Is It Possible to Track Ad Spending on the Web?

Traditional media buyers use competitive spending analysis. It isn't the most accurate thing in the world because it's impossible for any research company to track every single ad placed. Clients want a similar service for web ads. Several services claim to be able to track competitive media spending and the volume of ad views in a particular buy. But can you track every ad view on the web or even be close?

One of the most tedious and uninspiring tasks that a traditional media planner must perform is a competitive spending analysis.

In my former days, I remember digging through books containing competitive spending research. Agencies typically subscribe to a service that provides media spending across most traditional ad media. The methodology used by these services to track spending was widely known. These companies tracked ads across various media (a Herculean task) and used rate cards provided by publishers to cost out the activity.
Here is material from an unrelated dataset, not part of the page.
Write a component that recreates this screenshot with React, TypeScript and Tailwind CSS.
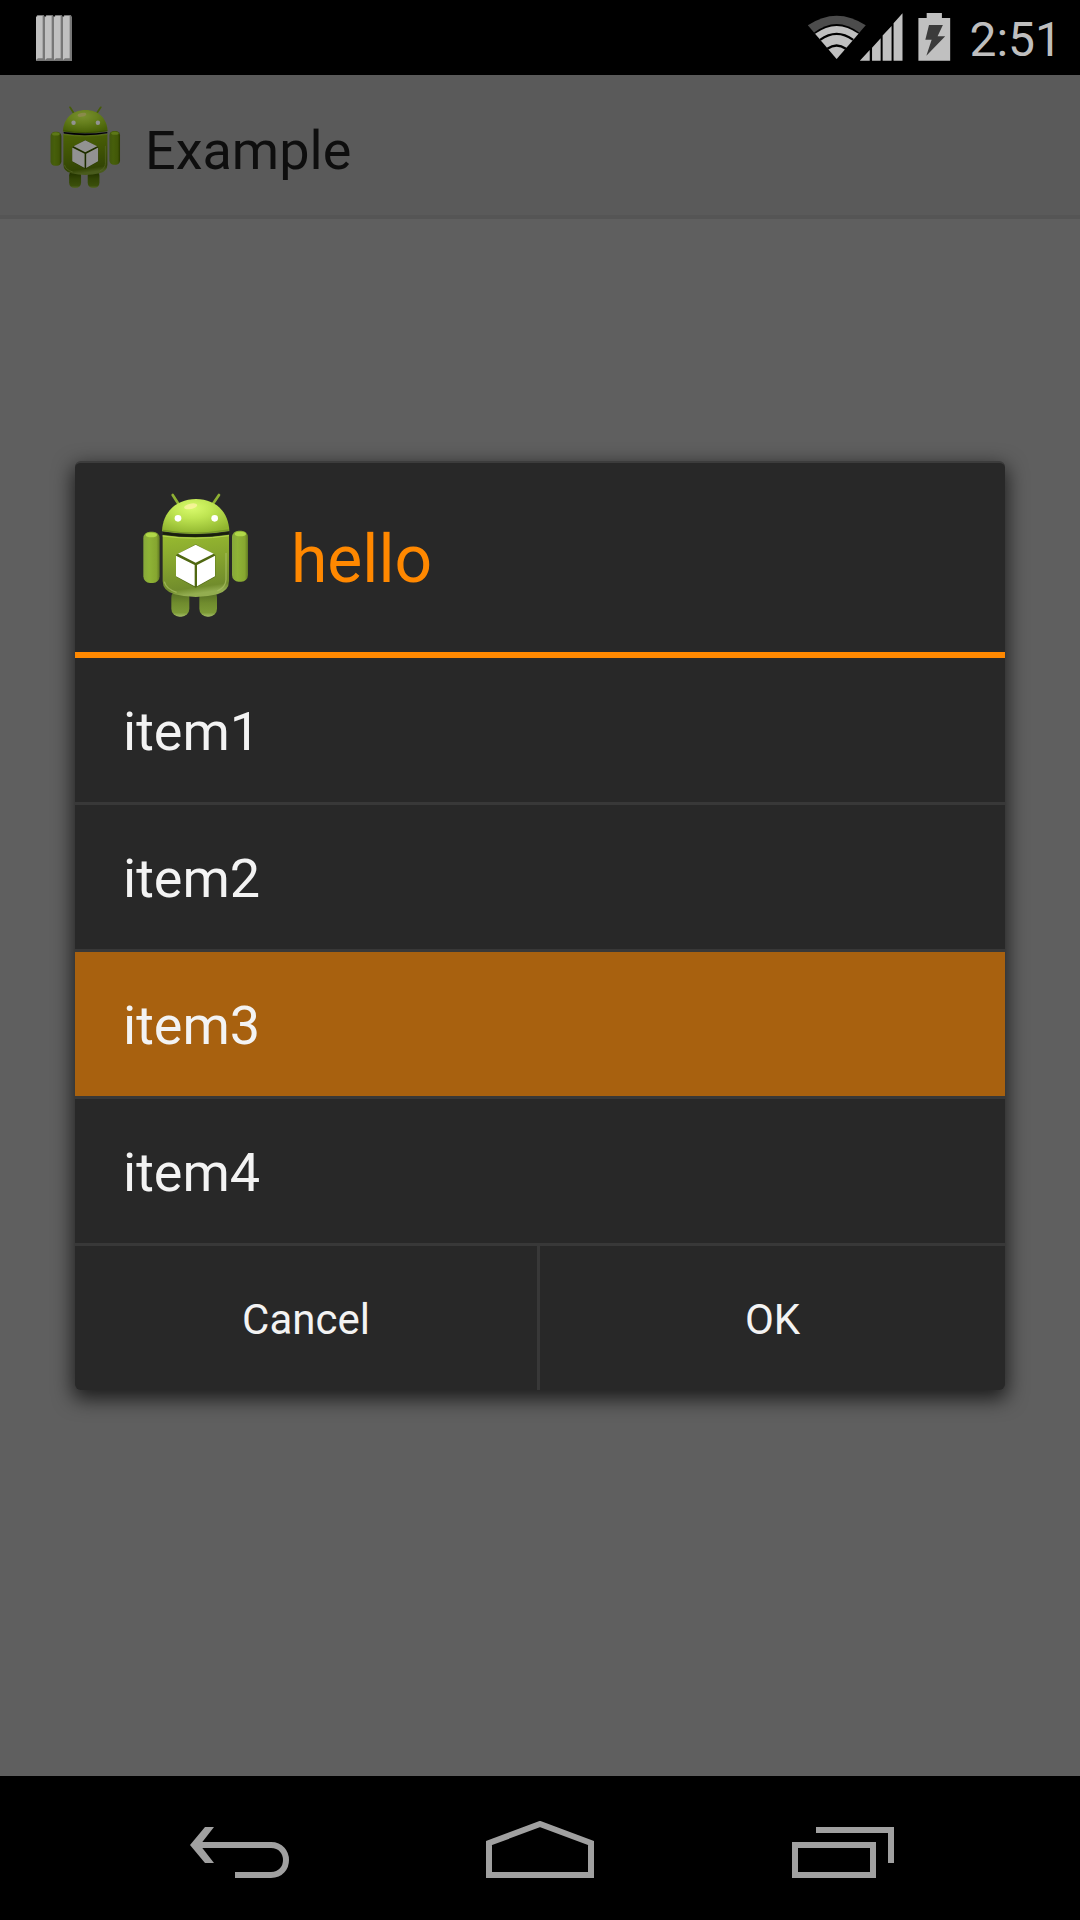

This method wasn’t exactly the most accurate thing in the world. Of course, ad agencies rarely pay rate card, so spending tended to be inflated. Additionally, it is next to impossible for any research company to track every single ad placed, so some placements were missed, and this threw off the spending totals as well.

While not an exact science, this methodology at least gave media planners an idea of what their competitors were spending, and the types of media they were using. This could provide valuable insight into strategy, and many agencies subscribed to competitive tracking services to give them an edge.

It logically follows that agency clients would want to see a similar service emerge on the Internet. And in the early days of web advertising, most media planners would shrug cluelessly if someone asked them whether there was a good competitive spending tool to track web advertising. Sure, one might be able to scout the web looking for competitors’ ads, but planners were looking to get an idea of the spending or volume of ad views behind an ad placement, and leave the competitive creative analyses to the account managers.

Predictably, several services soon emerged, claiming to be able to track competitive media spending and the volume of ad views in a particular buy. The media buyers who paused to think about it for a second all scratched their heads and went “Huh?”

How could any service track every ad view on the web? In lieu of that, how could one even get close? Even if one decided to track only the top few hundred advertising-supported sites, an automated tracking system wouldn’t be able to record every ad impression. Furthermore, finding an ad on a given site is no guarantee that the ad will continue to be there next month, next week, or even in the next minute. How is it technologically possible to track online ads?

The web is an organism that changes very rapidly. Further, sites and online ads appear differently to various web users. Any methodology based on the old “count the ads and cost them out at rate card” approach would be wildly inaccurate. Even the act of observing an online ad could change the way ads are presented to the observer in the future. Mr. Online Competitive Research Company, meet Schroedinger’s cat.

Not surprisingly, the few companies involved in providing competitive services are pretty tight-lipped about their research methods. Descriptions of the various services about their respective companies’ web sites will allude to “intelligent agents” or “monitoring.” Kinda makes you wonder what’s going on behind the scenes…

Truth is, the methodology for tracking competitive spending in traditional media can’t work reliably online. Observing an ad on Yahoo today doesn’t have any bearing on whether that ad will show up there tomorrow. Targeting filters, off-rate-card CPMs, the various cost-per-whatnot pricing models, and the impossibility of tracking every ad-supported site on the web further complicate things. You would probably have better luck trying to find water in the desert with a forked stick than deriving a meaningful measure of competitive spending from a monitoring service.

Monitoring services might be good for doing a competitive creative analysis, but anytime any of my clients ask me to recommend a source for online competitive spending, I’ll tell them that no reliable method yet exists.